:: AVAILABLE RECORDS ::
*-*-*

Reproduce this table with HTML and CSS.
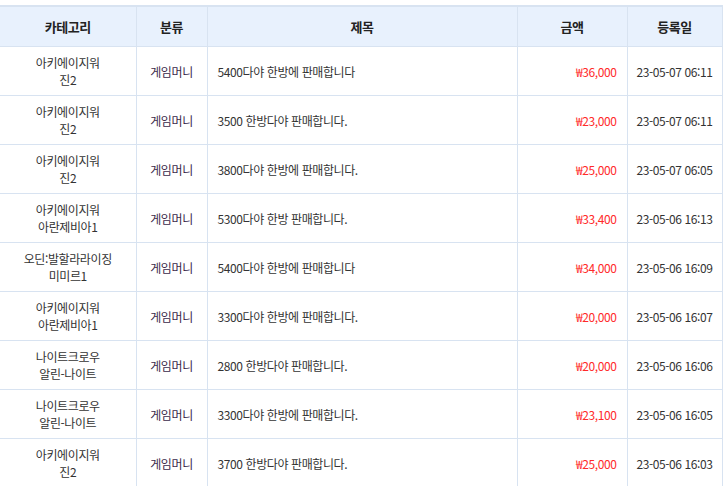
FILE: index.html
```html
<!DOCTYPE html>
<html lang="ko">
<head>
  <meta charset="UTF-8">
  <title>거래 목록</title>
  <link rel="stylesheet" href="styles.css">
</head>
<body>
  <table class="trade-list">
    <colgroup>
      <col class="col-cat">
      <col class="col-type">
      <col class="col-title">
      <col class="col-price">
      <col class="col-date">
    </colgroup>
    <thead>
      <tr>
        <th>카테고리</th>
        <th>분류</th>
        <th>제목</th>
        <th>금액</th>
        <th>등록일</th>
      </tr>
    </thead>
    <tbody>
      <tr>
        <td class="cat">아키에이지워<br>진2</td>
        <td class="type">게임머니</td>
        <td class="title">5400다야 한방에 판매합니다</td>
        <td class="price">₩36,000</td>
        <td class="date">23-05-07 06:11</td>
      </tr>
      <tr>
        <td class="cat">아키에이지워<br>진2</td>
        <td class="type">게임머니</td>
        <td class="title">3500 한방다야 판매합니다.</td>
        <td class="price">₩23,000</td>
        <td class="date">23-05-07 06:11</td>
      </tr>
      <tr>
        <td class="cat">아키에이지워<br>진2</td>
        <td class="type">게임머니</td>
        <td class="title">3800다야 한방에 판매합니다.</td>
        <td class="price">₩25,000</td>
        <td class="date">23-05-07 06:05</td>
      </tr>
      <tr>
        <td class="cat">아키에이지워<br>아란제비아1</td>
        <td class="type">게임머니</td>
        <td class="title">5300다야 한방 판매합니다.</td>
        <td class="price">₩33,400</td>
        <td class="date">23-05-06 16:13</td>
      </tr>
      <tr>
        <td class="cat">오딘:발할라라이징<br>미미르1</td>
        <td class="type">게임머니</td>
        <td class="title">5400다야 한방에 판매합니다</td>
        <td class="price">₩34,000</td>
        <td class="date">23-05-06 16:09</td>
      </tr>
      <tr>
        <td class="cat">아키에이지워<br>아란제비아1</td>
        <td class="type">게임머니</td>
        <td class="title">3300다야 한방에 판매합니다.</td>
        <td class="price">₩20,000</td>
        <td class="date">23-05-06 16:07</td>
      </tr>
      <tr>
        <td class="cat">나이트크로우<br>알린-나이트</td>
        <td class="type">게임머니</td>
        <td class="title">2800 한방다야 판매합니다.</td>
        <td class="price">₩20,000</td>
        <td class="date">23-05-06 16:06</td>
      </tr>
      <tr>
        <td class="cat">나이트크로우<br>알린-나이트</td>
        <td class="type">게임머니</td>
        <td class="title">3300다야 한방에 판매합니다.</td>
        <td class="price">₩23,100</td>
        <td class="date">23-05-06 16:05</td>
      </tr>
      <tr>
        <td class="cat">아키에이지워<br>진2</td>
        <td class="type">게임머니</td>
        <td class="title">3700 한방다야 판매합니다.</td>
        <td class="price">₩25,000</td>
        <td class="date">23-05-06 16:03</td>
      </tr>
    </tbody>
  </table>
</body>
</html>
```

FILE: styles.css
```css
body {
  font-family: "Noto Sans CJK KR", "Noto Sans", sans-serif;
  background-color: #fff;
  color: #333;
  margin: 0;
  padding: 5px 0 0 0;
}

.trade-list {
  width: 722px;
  border-collapse: collapse;
  table-layout: fixed;
  border-top: 2px solid #d8e3f1;
  font-size: 12px;
}

.col-cat { width: 136px; }
.col-type { width: 71px; }
.col-title { width: 310px; }
.col-price { width: 110px; }
.col-date { width: 95px; }

.trade-list th,
.trade-list td {
  border: 1px solid #d8e3f1;
  text-align: center;
  vertical-align: middle;
  padding: 0 10px;
  letter-spacing: -0.4px;
}

.trade-list tr > :first-child {
  border-left: none;
}

.trade-list th {
  background-color: #e8f1fd;
  font-size: 13px;
  font-weight: bold;
  height: 39px;
  color: #222;
}

.trade-list td {
  height: 48px;
  line-height: 17px;
}

.trade-list .cat {
  padding: 0 4px;
}

.trade-list .type {
  color: #3a2a4a;
}

.trade-list .title {
  text-align: left;
}

.trade-list td.price {
  text-align: right;
  color: #ff2a2a;
}

.trade-list .date {
  padding: 0 4px;
}
```
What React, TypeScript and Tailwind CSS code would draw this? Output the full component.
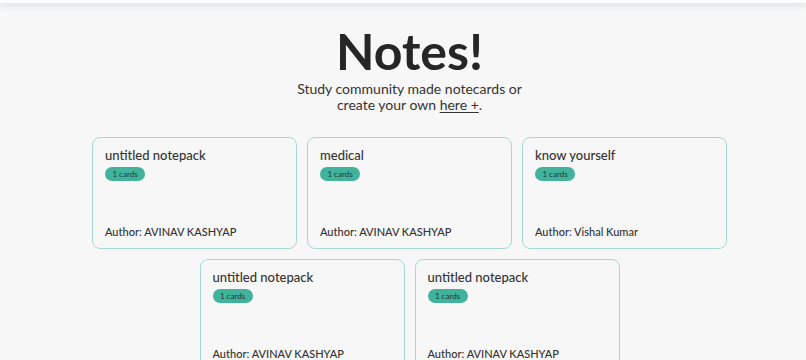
const packs = [
  { title: "untitled notepack", cards: 1, author: "AVINAV KASHYAP" },
  { title: "medical", cards: 1, author: "AVINAV KASHYAP" },
  { title: "know yourself", cards: 1, author: "Vishal Kumar" },
  { title: "untitled notepack", cards: 1, author: "AVINAV KASHYAP" },
  { title: "untitled notepack", cards: 1, author: "AVINAV KASHYAP" },
];

const NotepackCard = ({ title, cards, author }: { title: string; cards: number; author: string }) => (
  <div className="flex h-[112px] w-[205px] flex-col rounded-lg border border-[#a6dbd2] px-3 pt-[7px] pb-[8px]">
    <span className="text-[13px] font-medium leading-5 text-[#333]">{title}</span>
    <span className="mt-[2px] flex h-[14px] w-[40px] items-center justify-center rounded-full bg-[#41b29c] text-[8px] text-[#1f3b36]">
      {cards} cards
    </span>
    <span className="mt-auto text-[11px] font-medium leading-4 text-[#333]">Author: {author}</span>
  </div>
);

export default function App() {
  return (
    <div
      className="min-h-screen bg-[#f7f7f7] text-[#222]"
      style={{ fontFamily: "Lato, 'Noto Sans', sans-serif" }}
    >
      <div className="h-[3px] bg-white shadow-[0_2px_6px_rgba(120,140,160,0.35)]" />
      <main className="flex flex-col items-center pl-[13px]">
        <h1 className="mt-[18px] text-[50px] font-bold leading-[60px] text-[#262626]">Notes!</h1>
        <p className="text-center text-[14px] leading-[16px] text-[#333]">
          Study community made notecards or
          <br />
          create your own <span className="underline underline-offset-2">here +</span>.
        </p>
        <div className="mt-[24px] flex w-[640px] flex-wrap justify-center gap-[10px]">
          {packs.map((p, i) => (
            <NotepackCard key={i} {...p} />
          ))}
        </div>
      </main>
    </div>
  );
}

*-*-*

:: YOUR OBJECTIVE ::
Every line of the data above should be quoted exactly. Omit the pictures.

:: ANSWER TO THIS PROBLEM ::
Reproduce this table with HTML and CSS.
FILE: index.html
```html
<!DOCTYPE html>
<html lang="ko">
<head>
  <meta charset="UTF-8">
  <title>거래 목록</title>
  <link rel="stylesheet" href="styles.css">
</head>
<body>
  <table class="trade-list">
    <colgroup>
      <col class="col-cat">
      <col class="col-type">
      <col class="col-title">
      <col class="col-price">
      <col class="col-date">
    </colgroup>
    <thead>
      <tr>
        <th>카테고리</th>
        <th>분류</th>
        <th>제목</th>
        <th>금액</th>
        <th>등록일</th>
      </tr>
    </thead>
    <tbody>
      <tr>
        <td class="cat">아키에이지워<br>진2</td>
        <td class="type">게임머니</td>
        <td class="title">5400다야 한방에 판매합니다</td>
        <td class="price">₩36,000</td>
        <td class="date">23-05-07 06:11</td>
      </tr>
      <tr>
        <td class="cat">아키에이지워<br>진2</td>
        <td class="type">게임머니</td>
        <td class="title">3500 한방다야 판매합니다.</td>
        <td class="price">₩23,000</td>
        <td class="date">23-05-07 06:11</td>
      </tr>
      <tr>
        <td class="cat">아키에이지워<br>진2</td>
        <td class="type">게임머니</td>
        <td class="title">3800다야 한방에 판매합니다.</td>
        <td class="price">₩25,000</td>
        <td class="date">23-05-07 06:05</td>
      </tr>
      <tr>
        <td class="cat">아키에이지워<br>아란제비아1</td>
        <td class="type">게임머니</td>
        <td class="title">5300다야 한방 판매합니다.</td>
        <td class="price">₩33,400</td>
        <td class="date">23-05-06 16:13</td>
      </tr>
      <tr>
        <td class="cat">오딘:발할라라이징<br>미미르1</td>
        <td class="type">게임머니</td>
        <td class="title">5400다야 한방에 판매합니다</td>
        <td class="price">₩34,000</td>
        <td class="date">23-05-06 16:09</td>
      </tr>
      <tr>
        <td class="cat">아키에이지워<br>아란제비아1</td>
        <td class="type">게임머니</td>
        <td class="title">3300다야 한방에 판매합니다.</td>
        <td class="price">₩20,000</td>
        <td class="date">23-05-06 16:07</td>
      </tr>
      <tr>
        <td class="cat">나이트크로우<br>알린-나이트</td>
        <td class="type">게임머니</td>
        <td class="title">2800 한방다야 판매합니다.</td>
        <td class="price">₩20,000</td>
        <td class="date">23-05-06 16:06</td>
      </tr>
      <tr>
        <td class="cat">나이트크로우<br>알린-나이트</td>
        <td class="type">게임머니</td>
        <td class="title">3300다야 한방에 판매합니다.</td>
        <td class="price">₩23,100</td>
        <td class="date">23-05-06 16:05</td>
      </tr>
      <tr>
        <td class="cat">아키에이지워<br>진2</td>
        <td class="type">게임머니</td>
        <td class="title">3700 한방다야 판매합니다.</td>
        <td class="price">₩25,000</td>
        <td class="date">23-05-06 16:03</td>
      </tr>
    </tbody>
  </table>
</body>
</html>
```

FILE: styles.css
```css
body {
  font-family: "Noto Sans CJK KR", "Noto Sans", sans-serif;
  background-color: #fff;
  color: #333;
  margin: 0;
  padding: 5px 0 0 0;
}

.trade-list {
  width: 722px;
  border-collapse: collapse;
  table-layout: fixed;
  border-top: 2px solid #d8e3f1;
  font-size: 12px;
}

.col-cat { width: 136px; }
.col-type { width: 71px; }
.col-title { width: 310px; }
.col-price { width: 110px; }
.col-date { width: 95px; }

.trade-list th,
.trade-list td {
  border: 1px solid #d8e3f1;
  text-align: center;
  vertical-align: middle;
  padding: 0 10px;
  letter-spacing: -0.4px;
}

.trade-list tr > :first-child {
  border-left: none;
}

.trade-list th {
  background-color: #e8f1fd;
  font-size: 13px;
  font-weight: bold;
  height: 39px;
  color: #222;
}

.trade-list td {
  height: 48px;
  line-height: 17px;
}

.trade-list .cat {
  padding: 0 4px;
}

.trade-list .type {
  color: #3a2a4a;
}

.trade-list .title {
  text-align: left;
}

.trade-list td.price {
  text-align: right;
  color: #ff2a2a;
}

.trade-list .date {
  padding: 0 4px;
}
```
What React, TypeScript and Tailwind CSS code would draw this? Output the full component.
const packs = [
  { title: "untitled notepack", cards: 1, author: "AVINAV KASHYAP" },
  { title: "medical", cards: 1, author: "AVINAV KASHYAP" },
  { title: "know yourself", cards: 1, author: "Vishal Kumar" },
  { title: "untitled notepack", cards: 1, author: "AVINAV KASHYAP" },
  { title: "untitled notepack", cards: 1, author: "AVINAV KASHYAP" },
];

const NotepackCard = ({ title, cards, author }: { title: string; cards: number; author: string }) => (
  <div className="flex h-[112px] w-[205px] flex-col rounded-lg border border-[#a6dbd2] px-3 pt-[7px] pb-[8px]">
    <span className="text-[13px] font-medium leading-5 text-[#333]">{title}</span>
    <span className="mt-[2px] flex h-[14px] w-[40px] items-center justify-center rounded-full bg-[#41b29c] text-[8px] text-[#1f3b36]">
      {cards} cards
    </span>
    <span className="mt-auto text-[11px] font-medium leading-4 text-[#333]">Author: {author}</span>
  </div>
);

export default function App() {
  return (
    <div
      className="min-h-screen bg-[#f7f7f7] text-[#222]"
      style={{ fontFamily: "Lato, 'Noto Sans', sans-serif" }}
    >
      <div className="h-[3px] bg-white shadow-[0_2px_6px_rgba(120,140,160,0.35)]" />
      <main className="flex flex-col items-center pl-[13px]">
        <h1 className="mt-[18px] text-[50px] font-bold leading-[60px] text-[#262626]">Notes!</h1>
        <p className="text-center text-[14px] leading-[16px] text-[#333]">
          Study community made notecards or
          <br />
          create your own <span className="underline underline-offset-2">here +</span>.
        </p>
        <div className="mt-[24px] flex w-[640px] flex-wrap justify-center gap-[10px]">
          {packs.map((p, i) => (
            <NotepackCard key={i} {...p} />
          ))}
        </div>
      </main>
    </div>
  );
}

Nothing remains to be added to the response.